17 Responses to “WebKit gets Native getElementsByClassName”

  1. ain Says:

    I’ve just tested it and it works superbly. Here’s the test case.

  2. anup Says:

    It is definitely good to have such a method native to WebKit. I had a quick look at the JS you used for the xpath text and it is something like this:

    document.getXPathElementsByClassName = function(className, parentElement) {
     var q = ".//*[contains(concat(' ', @class, ' '), ' " + className + " ')]";
     return document._getElementsByXPath(q, parentElement);
    }
    

    In short, using double slash ( // ) in the xpath is a major performance killer. Admittedly the page you are testing is not that big, but using more specific XPath will be a lot better, as the double slash means *every* node from the context down will be visited.
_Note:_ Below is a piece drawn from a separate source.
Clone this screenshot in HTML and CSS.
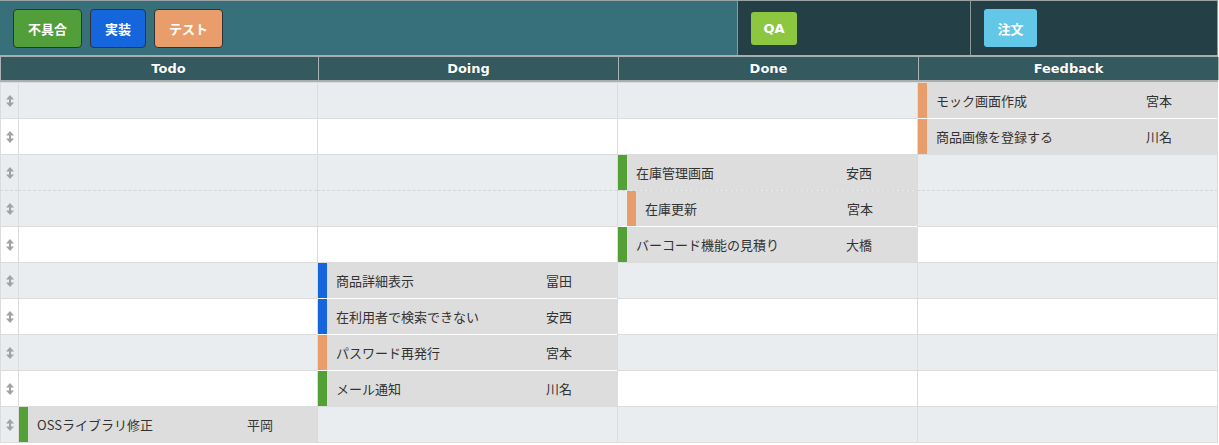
FILE: index.html
```html
<!DOCTYPE html>
<html lang="ja">
<head>
<meta charset="utf-8">
<title>Board</title>
<link rel="stylesheet" href="styles.css">
</head>
<body>
<div class="board">
  <div class="topbar">
    <div class="section main">
      <button class="tag big green">不具合</button>
      <button class="tag big blue">実装</button>
      <button class="tag big orange">テスト</button>
    </div>
    <div class="section dark qa-sec">
      <button class="tag qa">QA</button>
    </div>
    <div class="section dark order-sec">
      <button class="tag order">注文</button>
    </div>
  </div>

  <div class="colhead">
    <div class="ch handle-h"></div>
    <div class="ch first">Todo</div>
    <div class="ch">Doing</div>
    <div class="ch">Done</div>
    <div class="ch">Feedback</div>
  </div>

  <div class="rows">
    <div class="row gray">
      <div class="cell handle"><svg class="grip" viewBox="0 0 8 12" width="8" height="12"><path d="M0 4.5 L4 0 L8 4.5 Z M0 7.5 L4 12 L8 7.5 Z"/><rect x="3" y="3" width="2" height="6"/></svg></div>
      <div class="cell"></div><div class="cell"></div><div class="cell"></div>
      <div class="cell last"><div class="card c-orange"><span class="title">モック画面作成</span><span class="who">宮本</span></div></div>
    </div>
    <div class="row">
      <div class="cell handle"><svg class="grip" viewBox="0 0 8 12" width="8" height="12"><path d="M0 4.5 L4 0 L8 4.5 Z M0 7.5 L4 12 L8 7.5 Z"/><rect x="3" y="3" width="2" height="6"/></svg></div>
      <div class="cell"></div><div class="cell"></div><div class="cell"></div>
      <div class="cell last follow"><div class="card c-orange"><span class="title">商品画像を登録する</span><span class="who">川名</span></div></div>
    </div>
    <div class="row gray">
      <div class="cell handle"><svg class="grip" viewBox="0 0 8 12" width="8" height="12"><path d="M0 4.5 L4 0 L8 4.5 Z M0 7.5 L4 12 L8 7.5 Z"/><rect x="3" y="3" width="2" height="6"/></svg></div>
      <div class="cell"></div><div class="cell"></div>
      <div class="cell"><div class="card c-green"><span class="title">在庫管理画面</span><span class="who">安西</span></div></div>
      <div class="cell last"></div>
    </div>
    <div class="row gray dashed">
      <div class="cell handle"><svg class="grip" viewBox="0 0 8 12" width="8" height="12"><path d="M0 4.5 L4 0 L8 4.5 Z M0 7.5 L4 12 L8 7.5 Z"/><rect x="3" y="3" width="2" height="6"/></svg></div>
      <div class="cell"></div><div class="cell"></div>
      <div class="cell"><div class="card sub c-orange"><span class="title">在庫更新</span><span class="who">宮本</span></div></div>
      <div class="cell last"></div>
    </div>
    <div class="row">
      <div class="cell handle"><svg class="grip" viewBox="0 0 8 12" width="8" height="12"><path d="M0 4.5 L4 0 L8 4.5 Z M0 7.5 L4 12 L8 7.5 Z"/><rect x="3" y="3" width="2" height="6"/></svg></div>
      <div class="cell"></div><div class="cell"></div>
      <div class="cell follow"><div class="card c-green"><span class="title">バーコード機能の見積り</span><span class="who">大橋</span></div></div>
      <div class="cell last"></div>
    </div>
    <div class="row gray">
      <div class="cell handle"><svg class="grip" viewBox="0 0 8 12" width="8" height="12"><path d="M0 4.5 L4 0 L8 4.5 Z M0 7.5 L4 12 L8 7.5 Z"/><rect x="3" y="3" width="2" height="6"/></svg></div>
      <div class="cell"></div>
      <div class="cell"><div class="card c-blue"><span class="title">商品詳細表示</span><span class="who">冨田</span></div></div>
      <div class="cell"></div><div class="cell last"></div>
    </div>
    <div class="row">
      <div class="cell handle"><svg class="grip" viewBox="0 0 8 12" width="8" height="12"><path d="M0 4.5 L4 0 L8 4.5 Z M0 7.5 L4 12 L8 7.5 Z"/><rect x="3" y="3" width="2" height="6"/></svg></div>
      <div class="cell"></div>
      <div class="cell follow"><div class="card c-blue"><span class="title">在利用者で検索できない</span><span class="who">安西</span></div></div>
      <div class="cell"></div><div class="cell last"></div>
    </div>
    <div class="row gray">
      <div class="cell handle"><svg class="grip" viewBox="0 0 8 12" width="8" height="12"><path d="M0 4.5 L4 0 L8 4.5 Z M0 7.5 L4 12 L8 7.5 Z"/><rect x="3" y="3" width="2" height="6"/></svg></div>
      <div class="cell"></div>
      <div class="cell follow"><div class="card c-orange"><span class="title">パスワード再発行</span><span class="who">宮本</span></div></div>
      <div class="cell"></div><div class="cell last"></div>
    </div>
    <div class="row">
      <div class="cell handle"><svg class="grip" viewBox="0 0 8 12" width="8" height="12"><path d="M0 4.5 L4 0 L8 4.5 Z M0 7.5 L4 12 L8 7.5 Z"/><rect x="3" y="3" width="2" height="6"/></svg></div>
      <div class="cell"></div>
      <div class="cell follow"><div class="card c-green"><span class="title">メール通知</span><span class="who">川名</span></div></div>
      <div class="cell"></div><div class="cell last"></div>
    </div>
    <div class="row gray lastrow">
      <div class="cell handle"><svg class="grip" viewBox="0 0 8 12" width="8" height="12"><path d="M0 4.5 L4 0 L8 4.5 Z M0 7.5 L4 12 L8 7.5 Z"/><rect x="3" y="3" width="2" height="6"/></svg></div>
      <div class="cell"><div class="card c-green"><span class="title">OSSライブラリ修正</span><span class="who">平岡</span></div></div>
      <div class="cell"></div><div class="cell"></div><div class="cell last"></div>
    </div>
  </div>
</div>
</body>
</html>
```

FILE: styles.css
```css
* { box-sizing: border-box; }
html, body { margin: 0; padding: 0; background: #fff; }
body { font-family: "Noto Sans CJK JP", "DejaVu Sans", sans-serif; }

.board { width: 1218px; }

/* top bar */
.topbar {
  display: flex;
  height: 57px;
  border-top: 1px solid #9aa3a5;
  border-bottom: 2px solid #a9aeaf;
}
.section { display: flex; align-items: center; height: 100%; }
.main { width: 737px; background: #376f7b; padding-left: 13px; gap: 8px; }
.dark { background: #243f45; border-left: 1px solid #8d9a9c; }
.qa-sec { width: 233px; padding-left: 13px; }
.order-sec { flex: 1; padding-left: 13px; border-right: 1px solid #8d9a9c; }

.tag {
  font-family: "DejaVu Sans", "Noto Sans CJK JP", sans-serif;
  font-weight: bold;
  font-size: 13px;
  color: #fff;
  border: none;
  border-radius: 3px;
  padding: 0 14px;
  margin: 0;
}
.tag.big {
  height: 39px;
  border: 1px solid #2f3334;
  border-radius: 4px;
  font-family: "Noto Sans CJK JP", sans-serif;
}
.green { background: #529e3a; }
.blue { background: #1565dd; }
.orange { background: #e99d6a; }
.qa { background: #8dc63f; height: 33px; width: 46px; padding: 0; }
.order { background: #63c7e8; height: 38px; width: 53px; padding: 0; font-family: "Noto Sans CJK JP", sans-serif; }

/* column header */
.colhead {
  display: grid;
  grid-template-columns: 18px 299px 300px 300px 301px;
  height: 25px;
  background: #345a60;
  border-bottom: 2px solid #a9aeaf;
  border-left: 1px solid #a7b3b5;
}
.ch {
  color: #fff;
  font-family: "DejaVu Sans", sans-serif;
  font-weight: bold;
  font-size: 13px;
  text-align: center;
  line-height: 23px;
  text-shadow: 0 0 1px #1f3538;
  border-left: 1px solid #a7b3b5;
}
.ch.handle-h, .ch.first { border-left: none; }
.ch:last-child { border-right: 1px solid #a7b3b5; }

/* rows */
.rows { border-bottom: 1px solid #dcdcdc; }
.row {
  display: grid;
  grid-template-columns: 18px 299px 300px 300px 301px;
  height: 36px;
  background: #fff;
}
.row.gray { background: #e9edf0; }
.cell {
  border-top: 1px solid #dcdcdc;
  border-left: 1px solid #dcdcdc;
  display: flex;
  align-items: stretch;
}
.cell.last { border-right: 1px solid #dcdcdc; }
.row.dashed .cell { border-top: 1px dashed #d4d6d8; }
.cell.follow { border-top-color: #fff; }
.handle { align-items: center; justify-content: center; }
.grip { fill: #a0a2a4; display: block; }

.card {
  flex: 1;
  display: flex;
  align-items: center;
  background: #dddddd;
  border-left: 9px solid #888;
  padding-left: 9px;
  font-size: 13px;
  color: #333;
}
.card.sub { margin-left: 9px; }
.c-green { border-left-color: #52a036; }
.c-blue { border-left-color: #1565dd; }
.c-orange { border-left-color: #e99d6a; }
.title { width: 210px; flex: none; white-space: nowrap; }
.card.sub .title { width: 202px; }
.who { white-space: nowrap; }
```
    It would be good if you could change the test perhaps. I would still expect the native implementation to be far better, but I’d expect the xpath to be a bit quicker than it currently is.

  3. richardyork Says:

    Are there plans to support the Selectors API in Webkit? Personally, I find that much more useful.

  4. Mark Rowe Says:

    @anup: The XPath query is taken directly from Prototype’s implementation of getElementsByClassName. It seems that every node being visited is the point of the query, and that returning every node matching the criteria would be rather difficult without visiting them.

  5. anup Says:

    @Mark: sorry, what I meant is that the XPath will visit non-div nodes as well. In cases where double slashes is hard to avoid, it would be better to use something like .//div rather than .//*, but as you said, it has been taken directly from Prototype’s implementation, so your comparison is against a real world scenario, which is fair enough. (My point was more along the lines of if comparing class access via the 3 methods, the xpath query could be made a lot more efficient — but I still agree that fundamentally the native method will be far quicker, regardless.)

  6. Mark Rowe Says:

    @anup: That would be making it more efficient by removing the generality. getElementsByClassName returns more than just div elements, though that happens to be what was used in the test case. Restricting the XPath variant to a subset of all possible nodes would make it faster, but it would no longer be testing the same thing.

  7. gcarothers Says:

    I’m rather worried by the XPath performance. There shouldn’t be any HUGE reason for this performance gap. The fastest selector in XPath should likely be:
    //*[@class = $classname]
    This should take time to compile xpath, plus time to walk whole tree. The ONLY performance difference between that and getelementsbyclassname should be the time it takes to compile the xpath. I hardly imagine that should take 4000+ ms. The fact that one is 30 times faster bodes poorly for Safari’s XPath implementation. Perhaps some more time spent on optimizing the far more useful and general XPath evaluation? As if it was faster there would be far less need for these one off functions, and their implementations could be as simple as generating the optimal XPath.

  8. David Smith Says:

    @richardyork I’m going to give it a shot, at least. We’ll see if I have enough spare time to finish it :)

  9. Mark Rowe Says:

    @gcarothers: In my tests the difference is closer to 15xs, which as you mention is still a very large gap. Some quick testing in the Firefox 3 beta shows a similar performance gap compared to the native getElementsByClassName. I would strongly encourage you to file a performance bug report at http://bugs.webkit.org/ about tightening up this aspect of XPath performance.

  10. Maciej Stachowiak Says:

    WebKit’s XPath implementation (like, I believe, most of the browser-hosted ones) does not compile down to native code or anything like that. Therefore, XPath matching is likely to involve more branches than something specific to class. In addition, we have caches for fetching by id, class and tag name, which XPath would not easily be able to use without a lot of special-casing for certain XPath expressions.

  11. Dimitri Bouniol Says:

    Does getElementsByClassName return elements that contain the clas specified?
    For Example, if i were to do document. getElementsByClassName(“box”), would it return elements whose class is “box red” as well as the ones having only “box”?

  12. David Smith Says:

    @Dimitri

    Yes it does; you can also specify multiple classes to filter by (for example, document.getElementsByClassName(‘box red’);).

  13. randallfarmer Says:

    This may be unlikely to happen, but I’d love anyElement.getElementsByClassName (not just document.getElementsByClassName). It seems to be in the HTML5 spec, but it’s not clear whether it’s in WebKit.

    One example of where I’d use it it: I’ve got an application with forms for dozens of similar records. Right now I manually search all elements of the active form for a particular classname (for example, “answergroup” or “errlabel”). But it would be lovely if that could be a native lookup (at least in some browsers).

  14. Mark Rowe Says:

    @randallfarmer: It is already supported.

  15. randallfarmer Says:

    @Mark Rowe: That is lovely.

  16. Jimmi Says:

    If you’re going down this route, why not implement getElementsBySelector?

    See here… http://simonwillison.net/2003/Mar/25/getElementsBySelector/

  17. Mark Rowe Says:

    @Jimmi: The Selectors API is similar to what you suggest but has the advantage of currently going through the standardisation process. Nightly builds of WebKit already support the querySelector and querySelectorAll methods that it specifies.